Les ouvrages qui entouraient Petersburg étaient formidables ; pendant un mois, les différens engagemens n’amenèrent aucun résultat. Un événement inattendu vint rompre la monotonie du siège : un officier fédéral proposa de creuser une mine sous une des redoutes confédérées ; la brèche une fois faite par l’explosion, les assaillans pourraient s’y précipiter et devenir maîtres de la place. Le travail fut exécuté avec le plus grand mystère. Un tunnel de 500 pieds fut creusé dans la direction du fort confédéré, sous lequel on plaça 12,000 livres de poudre.

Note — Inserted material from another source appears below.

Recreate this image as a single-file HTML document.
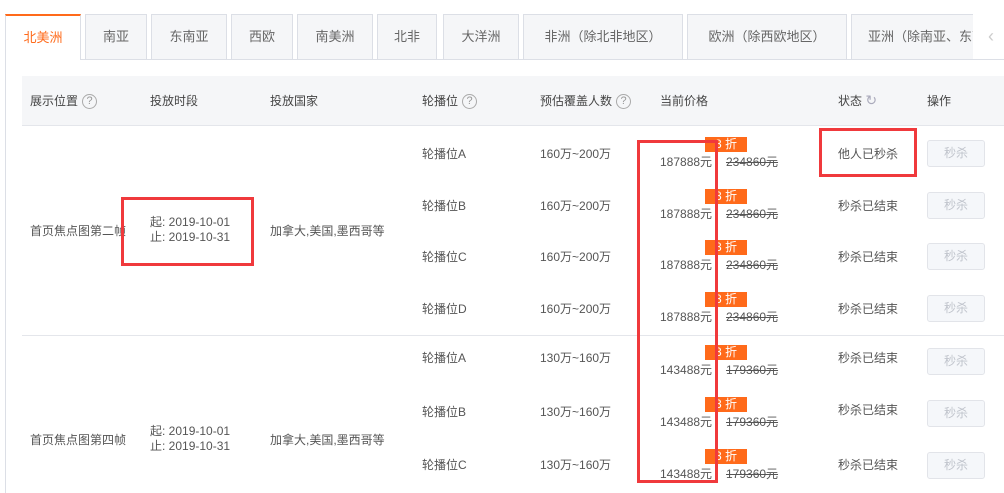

Le 30 juillet, les confédérés furent surpris à l’aube par une épouvantable explosion qui lança littéralement le fort en l’air. Un gouffre de 150 pieds de long, de 65 pieds de large et de 30 de profondeur, s’ouvrait béant à sa place. Avant même que les nuages de fumée se fussent dissipés, l’artillerie fédérale ouvrait le feu sur toute la ligne, et un corps de 15,000 hommes s’avançait rapidement vers le bord de cet abîme de feu, comptant s’emparer de la position avant que les confédérés fussent revenus de leur première surprise. Les fédéraux chargèrent par-dessus les ruines fumantes, mais là une décharge effroyable des confédérés les arrêta, — ils hésitèrent, — et ce moment d’incertitude donna aux troupes de Lee le temps de verser sur eux des torrens de projectiles. Le massacre qui suivit fut indescriptible. Cette masse humaine, blanche et noire, car les régimens de nègres avaient aussi servi à l’assaut, fut précipitée dans le cratère encore fumant. Ceux qui fuyaient l’horrible précipice tombaient sous une grêle de balles. Le spectacle devint si hideux que le général Mahone, qui commandait les confédérés, fit cesser le feu, ne pouvant supporter plus longtemps un tel carnage. Les fédéraux réussirent enfin à se retirer ayant perdu 4,000 hommes dans cette entreprise, et le général Lee put reprendre ses positions. Pendant les mois qui suivirent, Lee fut constamment attaqué sur divers points de ses lignes de défense, mais réussit toujours à repousser les assauts. Un engagement plus sérieux en octobre eut le même résultat, et bientôt après les deux armées, campées auprès de Petersburg, prenaient leurs quartiers d’hiver.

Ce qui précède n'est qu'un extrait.